Я говорю, что она выглядит гораздо лучше остальных виденных мною здесь пациентов, от чего она снова краснеет.
– Просто я прячу транквилизаторы за щекой, – признается она. – Я никогда не принимаю их лекарства… Смотри…
Она ощупывает кушетку, поднимает большой осколок стекла, запихивает его себе в рот и делает глотательное движение. Потом открывает рот, демонстрирует мне язык и через мгновение выплевывает осколок, который со звоном падает на новые плитки.
– Знаешь, почему меня сюда упекли? Потому что я нажралась ЛСД и отправилась прогуливаться по ротонде Капитолия. А знаешь почему? Я праздновала окончание своего романа. Знаешь, как он назывался?
Я говорю, что с удовольствием узнаю. Я не могу избавиться от ощущения, что она дурит меня, но мне все равно. Я абсолютно очарован.
– Я назвала его «Гениальная девочка завоевывает мир». Не слишком затасканное название?
Я отвечаю, что встречал и похуже, особенно когда речь идет о первом произведении.
– Первом?! Ну ты и болван! Это мой третий роман. Первый назывался «Сиськи и жопы», второй «Где-то за радужными яичниками». Признаюсь, первые два никуда не годятся. Юношеский бред. Но в «Гениальной девочке» что-то есть. Знаешь, мой издатель хочет переиздать два первых и выпустить все три под одной обложкой. Но я сомневаюсь. Что ты мне можешь сказать по этому поводу как писатель писателю?
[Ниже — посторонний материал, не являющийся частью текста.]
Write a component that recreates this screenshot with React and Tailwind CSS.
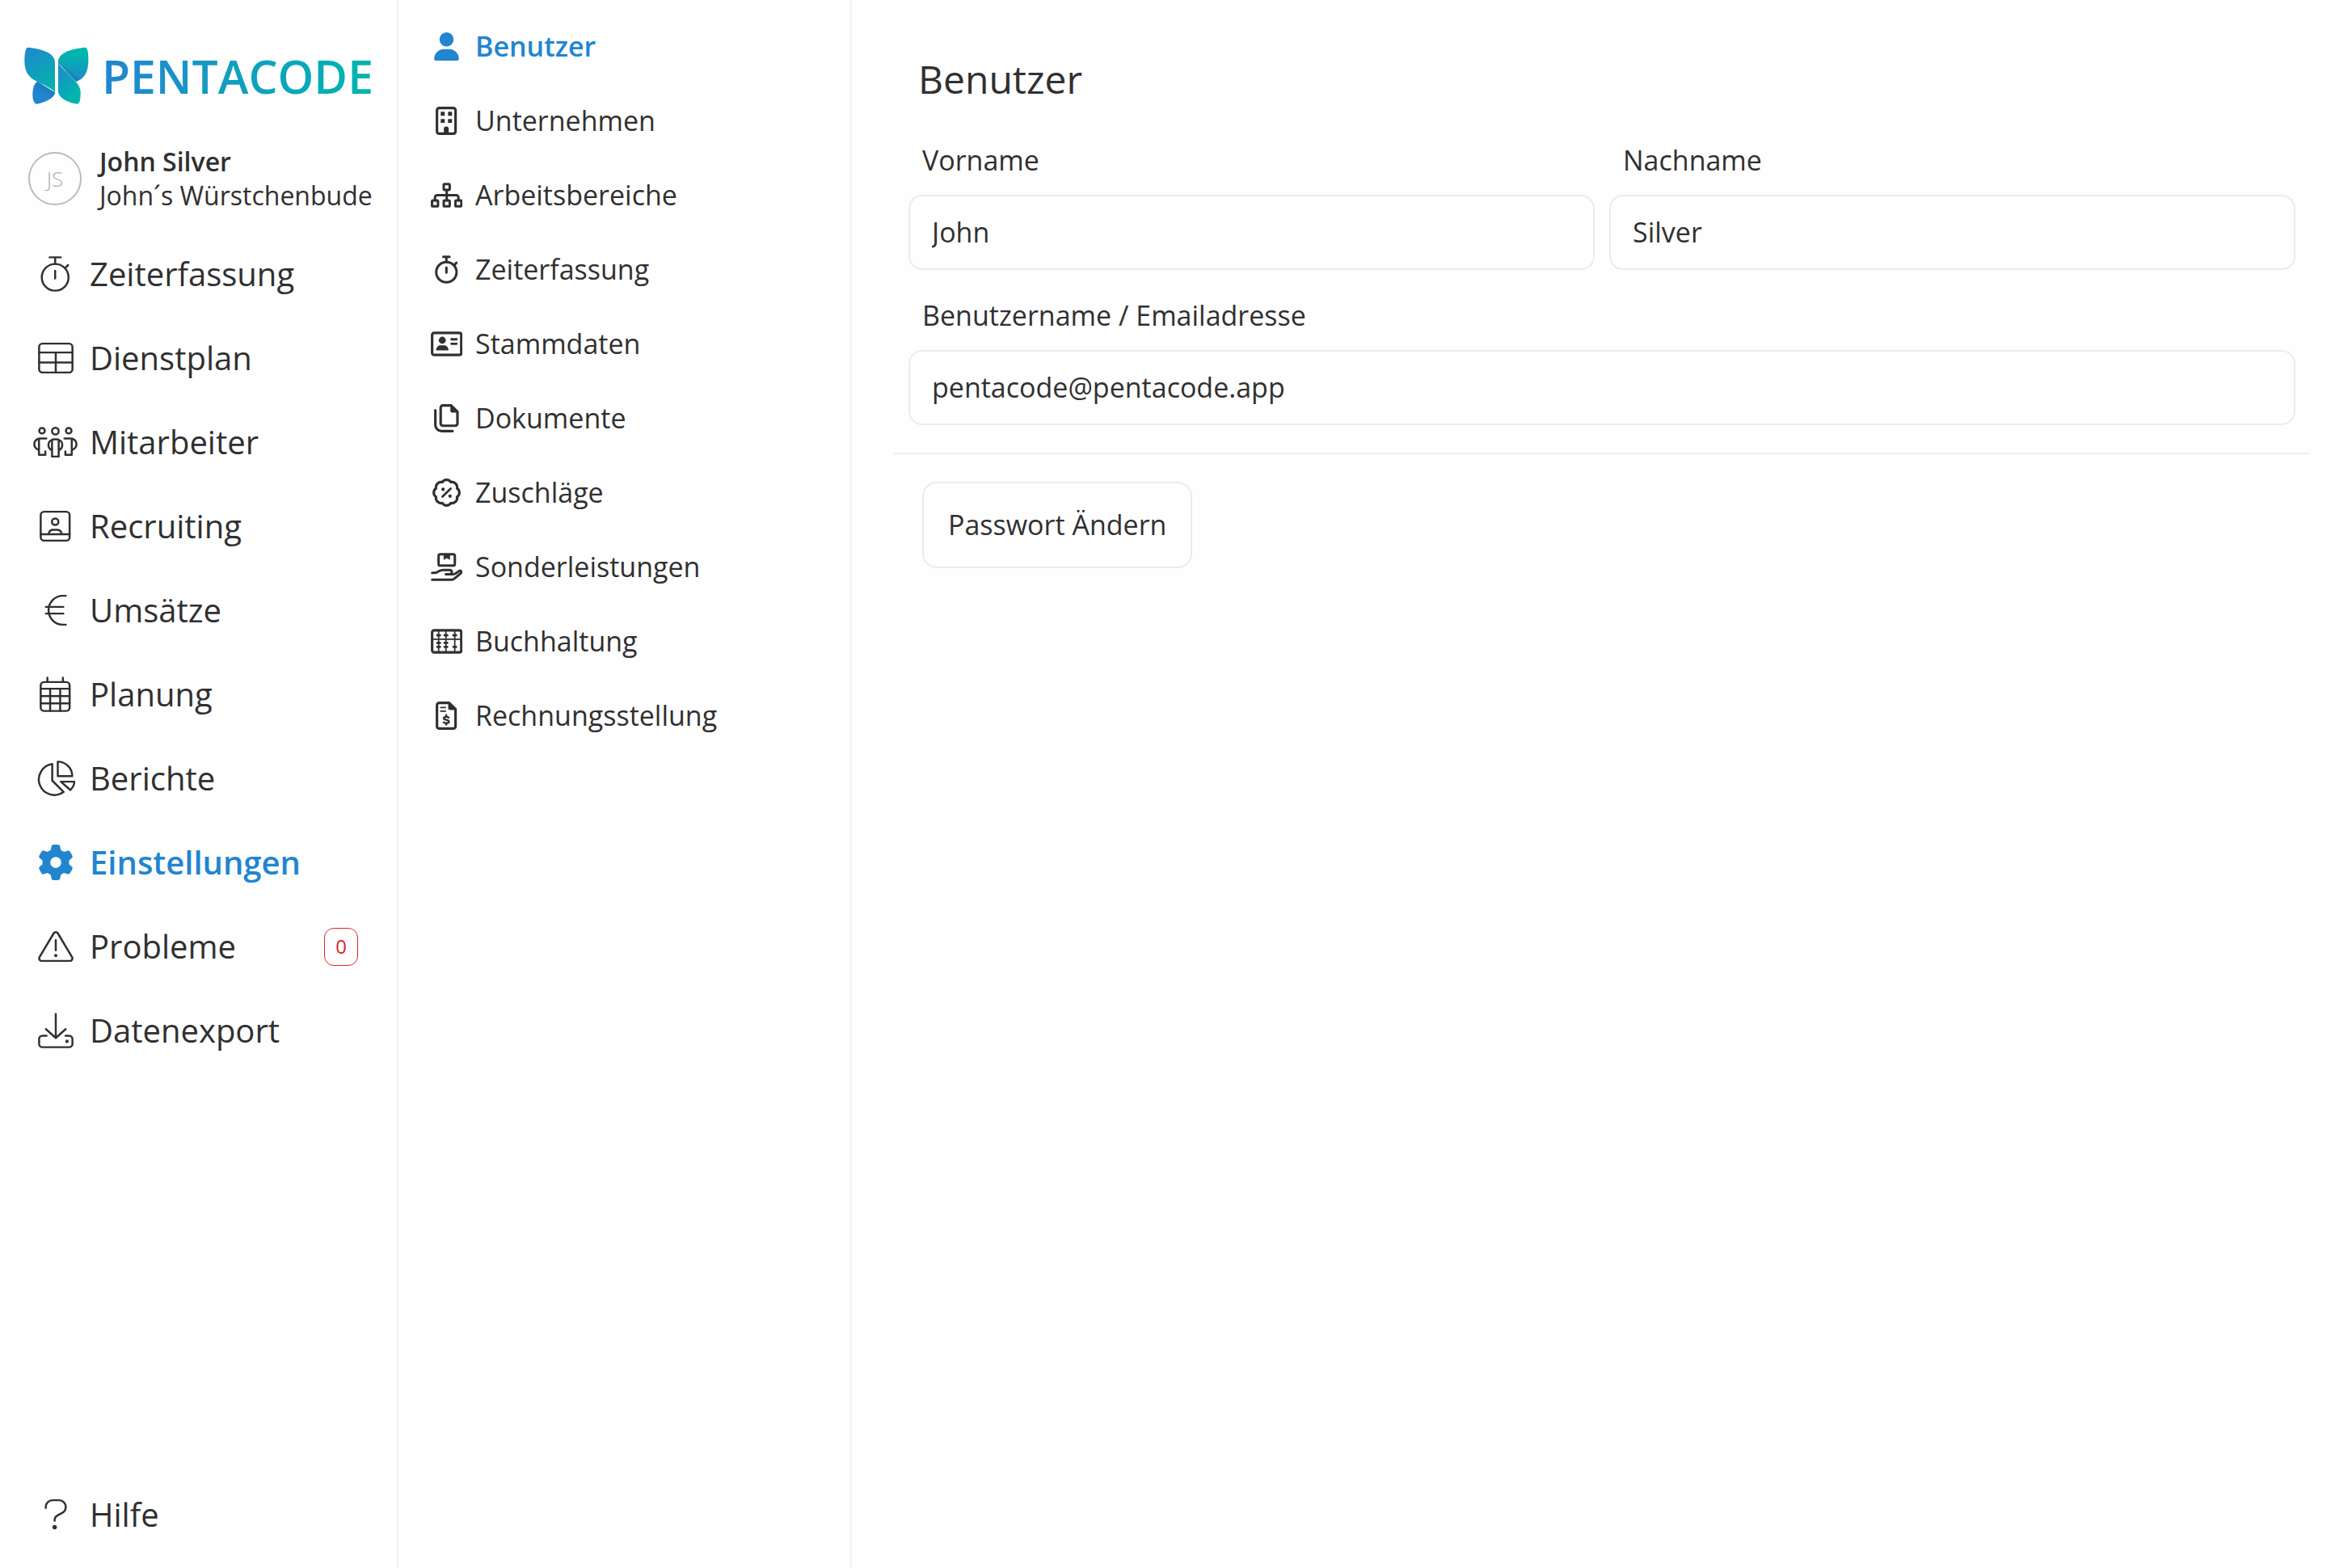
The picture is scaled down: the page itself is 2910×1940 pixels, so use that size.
import React from "react";
import { FaGear, FaUser } from "react-icons/fa6";

/* Outline icons share a 512-unit tall canvas; the stroke weight depends on the menu. */
function Icon({ w = 512, children, className = "", stroke = 29 }) {
  return (
    <svg
      viewBox={`0 0 ${w} 512`}
      className={"w-auto " + className}
      fill="none"
      stroke="currentColor"
      strokeWidth={stroke}
      strokeLinecap="round"
      strokeLinejoin="round"
      aria-hidden="true"
    >
      {children}
    </svg>
  );
}

const dot = { fill: "currentColor", stroke: "none" };
const L = "h-[44px]";
const R = "h-[35px]";

const StopwatchLight = () => (
  <Icon w={448} className={L}>
    <circle cx="224" cy="304" r="192" />
    <path d="M144 16h160M224 16v96M224 208v112M370 168l40-40" />
  </Icon>
);
const TableLight = () => (
  <Icon className={L}>
    <rect x="16" y="48" width="480" height="416" rx="48" />
    <path d="M16 176h480M16 320h480M256 176v288" />
  </Icon>
);
const PeopleLight = () => (
  <Icon w={640} className={L}>
    <circle cx="128" cy="92" r="40" />
    <circle cx="512" cy="92" r="40" />
    <circle cx="320" cy="98" r="48" />
    <path d="M190 204H104c-50 0-88 34-88 82 0 36 20 64 56 80M84 208v230h92v-48" />
    <path d="M450 204h86c50 0 88 34 88 82 0 36-20 64-56 80M556 208v230h-92v-48" />
    <path d="M272 376c-32-14-52-46-52-82 0-46 38-80 84-80h32c46 0 84 34 84 80 0 36-20 68-52 82M272 222v242h96V222" />
  </Icon>
);
const PortraitLight = () => (
  <Icon w={448} className={L}>
    <rect x="16" y="48" width="416" height="416" rx="48" />
    <circle cx="224" cy="192" r="47" />
    <path d="M16 372h416M132 364c4-36 32-56 68-56h48c36 0 64 20 68 56" />
  </Icon>
);
const EuroLight = () => (
  <Icon className={L}>
    <path d="M400 48h-45C243 48 152 141 152 256s91 208 203 208h45M114 208h250M114 304h250" />
  </Icon>
);
const CalendarLight = () => (
  <Icon w={448} className={L}>
    <rect x="16" y="80" width="416" height="416" rx="48" />
    <path d="M112 16v64M336 16v64M16 176h416M16 282h416M16 388h416M152 176v320M296 176v320" />
  </Icon>
);
const PieLight = () => (
  <Icon w={576} className={L}>
    <path d="M240 50A224 224 0 1 0 404 452L240 288z" />
    <path d="M320 16c115 0 208 93 208 208H320z" />
    <path d="M364 304h196c-4 48-24 88-58 120z" />
  </Icon>
);
const TriangleLight = () => (
  <Icon className={L}>
    <path d="M228 64L22 408a37 37 0 0 0 32 56h404a37 37 0 0 0 32-56L284 64a33 33 0 0 0-56 0z" />
    <path d="M256 164v148" />
    <circle cx="256" cy="388" r="23" {...dot} />
  </Icon>
);
const DownloadLight = () => (
  <Icon className={L}>
    <path d="M256 16v344M114 236l142 128 142-128M124 332H64a48 48 0 0 0-48 48v68a48 48 0 0 0 48 48h384a48 48 0 0 0 48-48v-68a48 48 0 0 0-48-48h-52" />
    <circle cx="418" cy="412" r="24" {...dot} />
  </Icon>
);
const QuestionLight = () => (
  <Icon className={L}>
    <path d="M112 160v-16a96 96 0 0 1 96-96h96a96 96 0 0 1 96 96c0 34-18 66-48 84l-74 42c-24 14-38 36-38 62v12" />
    <circle cx="240" cy="436" r="32" {...dot} />
  </Icon>
);

const BuildingRegular = () => (
  <Icon w={384} stroke={46} className={R}>
    <rect x="24" y="24" width="336" height="464" rx="40" />
    <path {...dot} d="M92 92h72v72H92zM224 92h72v72h-72zM92 222h72v72H92zM224 222h72v72h-72zM148 488v-84a44 44 0 0 1 88 0v84z" />
  </Icon>
);
const SitemapRegular = () => (
  <Icon w={576} stroke={44} className={R}>
    <rect x="234" y="54" width="108" height="106" rx="16" />
    <rect x="22" y="350" width="108" height="108" rx="16" />
    <rect x="234" y="350" width="108" height="108" rx="16" />
    <rect x="446" y="350" width="108" height="108" rx="16" />
    <path d="M288 160v190M76 350v-54a40 40 0 0 1 40-40h344a40 40 0 0 1 40 40v54" />
  </Icon>
);
const StopwatchRegular = () => (
  <Icon w={448} stroke={44} className={R}>
    <circle cx="224" cy="304" r="184" />
    <path d="M168 24h112M224 24v90M224 220v90M374 166l32-32" />
  </Icon>
);
const IdCardRegular = () => (
  <Icon w={576} stroke={46} className={R}>
    <rect x="24" y="56" width="528" height="400" rx="36" />
    <circle cx="208" cy="190" r="64" {...dot} />
    <path {...dot} d="M96 374c0-52 36-92 80-92h64c44 0 80 40 80 92z" />
    <path strokeWidth="42" d="M374 172h92M374 254h92" />
  </Icon>
);
const CopyRegular = () => (
  <Icon w={448} stroke={46} className={R}>
    <path d="M160 24h148l116 112v216a40 40 0 0 1-40 40H160a40 40 0 0 1-40-40V64a40 40 0 0 1 40-40z" />
    <path {...dot} d="M296 16v104a32 32 0 0 0 32 32h104z" />
    <path d="M24 112v264a112 112 0 0 0 112 112h200" />
  </Icon>
);
const BadgePercentRegular = () => (
  <Icon stroke={46} className={R}>
    <path d="M178 67A93 93 0 0 1 334 67A93 93 0 0 1 445 178A93 93 0 0 1 445 334A93 93 0 0 1 334 445A93 93 0 0 1 178 445A93 93 0 0 1 67 334A93 93 0 0 1 67 178A93 93 0 0 1 178 67z" />
    <path strokeWidth="40" d="M182 330l148-148" />
    <circle cx="193" cy="197" r="31" {...dot} />
    <circle cx="319" cy="319" r="31" {...dot} />
  </Icon>
);
const HandBoxRegular = () => (
  <Icon w={576} stroke={44} className={R}>
    <rect x="141" y="24" width="294" height="208" rx="32" />
    <path {...dot} d="M232 24v104l58-32 58 32V24z" />
    <path d="M24 362h46c24 0 42-6 60-20 26-20 50-32 86-32h126c22 0 38 16 38 38s-16 38-38 38h-70" />
    <path d="M330 386h72c22 0 40-6 56-18l54-38c14-10 28-7 36 4 8 12 6 27-6 37l-120 98c-16 13-34 19-54 19H24" />
  </Icon>
);
const AbacusRegular = () => (
  <Icon w={576} stroke={46} className={R}>
    <rect x="24" y="56" width="528" height="400" rx="36" />
    <path strokeWidth="26" d="M24 218h528M142 56v400M274 56v400M434 56v400" />
    <path
      strokeWidth="42"
      d="M118 146h48M250 146h48M410 146h48M118 284h48M250 284h48M118 356h48M250 356h48M410 356h48"
    />
  </Icon>
);
const InvoiceRegular = () => (
  <Icon w={384} stroke={46} className={R}>
    <path d="M64 24h180l116 112v312a40 40 0 0 1-40 40H64a40 40 0 0 1-40-40V64a40 40 0 0 1 40-40z" />
    <path {...dot} d="M228 16v104a32 32 0 0 0 32 32h108z" />
    <path strokeWidth="28" d="M94 108h82M94 174h82" />
    <path
      strokeWidth="36"
      d="M234 288c-10-8-26-12-42-12-26 0-44 10-44 28 0 38 92 16 92 58 0 20-20 30-48 30-18 0-34-6-46-14M192 246v26M192 394v24"
    />
  </Icon>
);

function Butterfly() {
  return (
    <svg viewBox="90 85 240 213" className="h-[71px] w-[80px] shrink-0" aria-hidden="true">
      <defs>
        <linearGradient id="wingA" x1="0" y1="0" x2="0.5" y2="1">
          <stop offset="0" stopColor="#2185d0" />
          <stop offset="1" stopColor="#05b0ae" />
        </linearGradient>
        <linearGradient id="wingB" x1="0" y1="0" x2="0" y2="1">
          <stop offset="0.2" stopColor="#00b5ad" />
          <stop offset="1" stopColor="#1f88cc" />
        </linearGradient>
        <linearGradient id="wingC" x1="0" y1="0" x2="0.5" y2="1">
          <stop offset="0" stopColor="#2185d0" />
          <stop offset="0.9" stopColor="#00b5ad" />
        </linearGradient>
        <linearGradient id="wingD" x1="0.7" y1="0.15" x2="0.45" y2="0.6">
          <stop offset="0" stopColor="#1a78b6" />
          <stop offset="1" stopColor="#2185d0" />
        </linearGradient>
        <linearGradient id="fold" x1="0.58" y1="0.42" x2="0.4" y2="0.6">
          <stop offset="0" stopColor="#0b5f7e" stopOpacity="0" />
          <stop offset="1" stopColor="#0b5f7e" stopOpacity="0.45" />
        </linearGradient>
      </defs>
      <path
        fill="url(#wingD)"
        d="M139 213C126 222 121 238 121 262C121 282 127 297 137 297C165 292 204 275 204 254Z"
      />
      <path
        fill="url(#wingA)"
        d="M104 87C150 91 204 106 204 142V254C190 238 165 228 140 215C100 195 91 172 91 135C91 110 95 87 104 87Z"
      />
      <path
        fill="url(#wingB)"
        d="M316 87C326 87 328 108 328 135C328 175 315 202 283 214L216 145V140C216 106 268 91 316 87Z"
      />
      <path fill="url(#fold)" d="M216 145L283 214L300 195C275 178 245 160 216 145Z" />
      <path
        fill="url(#wingC)"
        d="M216 145C228 168 299 215 299 250C299 278 297 297 286 297C256 293 216 275 216 250Z"
      />
    </svg>
  );
}

const mainMenu = [
  { label: "Zeiterfassung", icon: <StopwatchLight /> },
  { label: "Dienstplan", icon: <TableLight /> },
  { label: "Mitarbeiter", icon: <PeopleLight /> },
  { label: "Recruiting", icon: <PortraitLight /> },
  { label: "Umsätze", icon: <EuroLight /> },
  { label: "Planung", icon: <CalendarLight /> },
  { label: "Berichte", icon: <PieLight /> },
  { label: "Einstellungen", icon: <FaGear className="size-[44px]" />, active: true },
  { label: "Probleme", icon: <TriangleLight />, badge: "0" },
  { label: "Datenexport", icon: <DownloadLight /> },
];

const settingsMenu = [
  { label: "Benutzer", icon: <FaUser className="h-[35px] w-[31px]" />, active: true },
  { label: "Unternehmen", icon: <BuildingRegular /> },
  { label: "Arbeitsbereiche", icon: <SitemapRegular /> },
  { label: "Zeiterfassung", icon: <StopwatchRegular /> },
  { label: "Stammdaten", icon: <IdCardRegular /> },
  { label: "Dokumente", icon: <CopyRegular /> },
  { label: "Zuschläge", icon: <BadgePercentRegular /> },
  { label: "Sonderleistungen", icon: <HandBoxRegular /> },
  { label: "Buchhaltung", icon: <AbacusRegular /> },
  { label: "Rechnungsstellung", icon: <InvoiceRegular /> },
];

function MainItem({ label, icon, active, badge }) {
  return (
    <a
      href="#"
      aria-current={active ? "page" : undefined}
      className={
        "flex h-[104px] items-center pl-10 pr-12 text-[40px] " +
        (active ? "font-semibold text-[#2185d0]" : "font-normal")
      }
    >
      <span className="flex w-[57px] shrink-0 justify-center">{icon}</span>
      <span className="ml-[14px]">{label}</span>
      {badge && (
        <span className="ml-auto flex h-[47px] w-[42px] items-center justify-center rounded-xl border border-[#db2828] text-[24px] text-[#db2828]">
          {badge}
        </span>
      )}
    </a>
  );
}

function SettingsItem({ label, icon, active }) {
  return (
    <a
      href="#"
      aria-current={active ? "page" : undefined}
      className={
        "flex h-[92px] items-center pl-[39px] text-[34px] " +
        (active ? "font-semibold text-[#2185d0]" : "font-medium")
      }
    >
      <span className="flex w-[41px] shrink-0 justify-center">{icon}</span>
      <span className="ml-[15px]">{label}</span>
    </a>
  );
}

function Field({ id, label, value, type = "text" }) {
  return (
    <div className="flex min-w-0 flex-1 flex-col">
      <label htmlFor={id} className="mb-[19px] pl-[17px] text-[34px] leading-[48px] font-medium">
        {label}
      </label>
      <input
        id={id}
        type={type}
        defaultValue={value}
        className="h-[93px] w-full rounded-[17px] border-2 border-[#ececec] bg-transparent px-[27px] pb-[2px] text-[34px] outline-none"
      />
    </div>
  );
}

export default function App() {
  return (
    <div className="flex min-h-screen bg-[#fefefe] font-['Open_Sans',sans-serif] text-[#303030]">
      <aside className="flex w-[493px] shrink-0 flex-col border-r-2 border-[#f2f2f2] pb-[14px]">
        <div className="flex items-center gap-4 pl-[30px] pt-[58px]">
          <Butterfly />
          <span className="bg-linear-to-r from-[#2185d0] to-[#00b5ad] bg-clip-text text-[57px] leading-[70px] font-semibold text-transparent">
            PENTACODE
          </span>
        </div>

        <div className="mt-[50px] flex items-center pl-[35px]">
          <span className="flex size-[66px] shrink-0 items-center justify-center rounded-full border-2 border-[#bbbbbb] text-[26px] font-light text-[#b0b0b0]">
            JS
          </span>
          <span className="ml-[22px] text-[32px] leading-[42px] whitespace-nowrap">
            <strong className="block font-semibold">John Silver</strong>
            <span className="block font-medium">John´s Würstchenbude</span>
          </span>
        </div>

        <nav aria-label="Hauptmenü" className="mt-[24px] flex flex-1 flex-col">
          {mainMenu.map((item) => (
            <MainItem key={item.label} {...item} />
          ))}
          <div className="mt-auto">
            <MainItem label="Hilfe" icon={<QuestionLight />} />
          </div>
        </nav>
      </aside>

      <nav
        aria-label="Einstellungen"
        className="flex w-[561px] shrink-0 flex-col border-r-2 border-[#f2f2f2] pt-[11px]"
      >
        {settingsMenu.map((item) => (
          <SettingsItem key={item.label} {...item} />
        ))}
      </nav>

      <main className="min-w-0 flex-1 px-[52px] pt-[66px]">
        <h1 className="pl-[30px] text-[48px] leading-[64px] font-medium">Benutzer</h1>
        <form>
          <div className="flex flex-col gap-[32px] px-[18px] pt-[44px]">
            <div className="flex gap-[18px]">
              <Field id="vorname" label="Vorname" value="John" />
              <Field id="nachname" label="Nachname" value="Silver" />
            </div>
            <Field id="email" label="Benutzername / Emailadresse" type="email" value="pentacode@pentacode.app" />
          </div>
          <hr className="mt-[34px] border-t-2 border-[#eeeeee]" />
          <button
            type="button"
            className="mt-[34px] ml-[35px] h-[107px] rounded-[18px] border-2 border-[#ececec] px-[30px] text-[34px] font-medium"
          >
            Passwort Ändern
          </button>
        </form>
      </main>
    </div>
  );
}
Я не знаю, что и думать. Врет она, говорит правду или что? Вид у нее абсолютно серьезный, но я не могу отделаться от ощущения, что меня дурят. Поэтому отвечаю вопросом на вопрос:
– А кто твой издатель?
– Бинфордс и Морт.
Если бы она назвала какое-нибудь известное нью-йоркское издательство типа Кнопфа или Даблдея, я бы не удивился. Но Бидфордс и Морт?! Издательство, специализирующееся на выпуске высококачественной исторической литературы, которое мало кто знает за пределами Северо-Запада! К чему бы ей было выбирать его? А с другой стороны, неужто они стали бы издавать ее?